Random Forest

Good morning,

I am using RF for classification and I have some doubts:

  • How do I use the Loop nodes to optimize the hyperparameter “number of variables used at each split” ?
  • How do I obtain the variable importance table/graph? I came across this link (How to get the variable importance from the Random Forest model?), but it’s from 2016, uses the Tree Ensemble Learner instead of the Random Forst and it is a bit confusing to me.
  • How do I get 95% confidence intervals for the final AUC?

Example RF.knwf (49.1 KB)

Thank you,
Marc

Hi Marc

concerning the optimization loop nodes you might check this workflow: https://hub.knime.com/knime/spaces/Examples/latest/04_Analytics/11_Optimization/07_Cross_Validation_with_SVM_and_Parameter_Optimization . It uses SVM, but gives a nice overview about how to combine crossvalidation and parameter optimization.

The output of Random Forest and Tree Ensemble are identical, as the RF nodes are just an easier version of the TE nodes. Considering that you can use the solution in the forum link that you posted (How to get the variable importance from the Random Forest model? I also updated the link to the slides there).

Hope that helps!

Best
Alice

2 Likes

Thank you very much, @Alice_Krebs. In the case of high-dimensional data (p>n), do you know of an example that incorporates Feature Selection in the cross-validation process?

Thank you very much,
Marc

Hi @MarcB

The example workflow you provided earlier didn’t include the data and I couldn’t run it, so it’s always a bit challenging to give concrete advice, sorry. There are some examples that might help you:

Maybe that helps you proceeding.
Best
Alice

1 Like

Thank you, @Alice_Krebs!

Hi @Alice_Krebs (and anyone!),

I attach a workflow to predict the class A from a binary classification using Random Forests. Letting aside the poor performance, which may be due to errors in the data, I do not understand why the AUC is so poor (<0.15!) and yet the Scorer shows good metrics from the confusion matrix (accuracy 0.80, etc.). Is there anything incorrectly specified from the X-aggregator onwards?

Z_Example RF2.knwf (47.4 KB)

Thank you,
Marc

Since there isn’t data included in the workflow, it’s a little tricky to diagnose this. But I used one of your previously posted small datasets to investigate.
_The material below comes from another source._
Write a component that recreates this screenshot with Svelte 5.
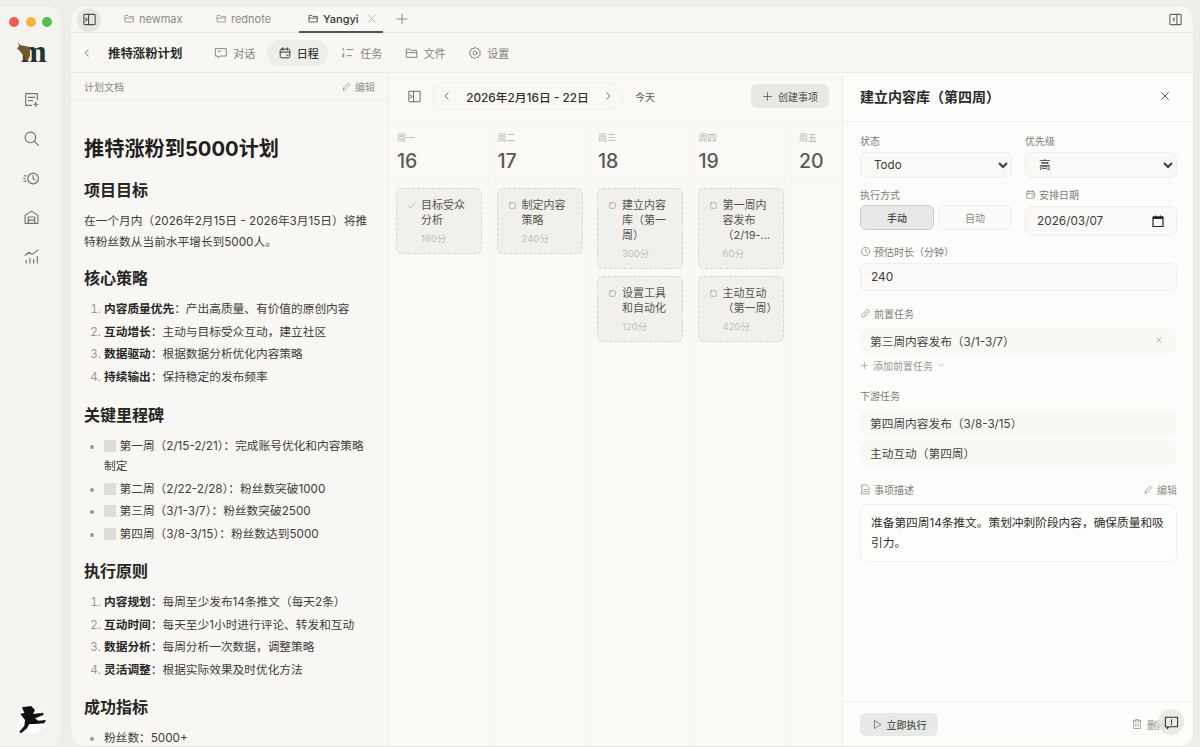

In short, I think the problem is that you’re not plotting the ROC curve correctly. First you need to check the option to append individual class probabilities in your predictor node. Then, make sure you’re setting the appropriate class column (not prediction) and are plotting the probabilities (and not the confidence, or the predictors themselves). Something like this:

I’m not sure what the results will look like since I don’t have your data. But hopefully much more reasonable.

2 Likes

Thank you very much, @ScottF. I was not checking the “Append individual class probabilities” and now results look much more reasonable and are in agreement between the ROC curve and Scorer nodes.

Best regards,
Marc

2 Likes

This topic was automatically closed 182 days after the last reply. New replies are no longer allowed.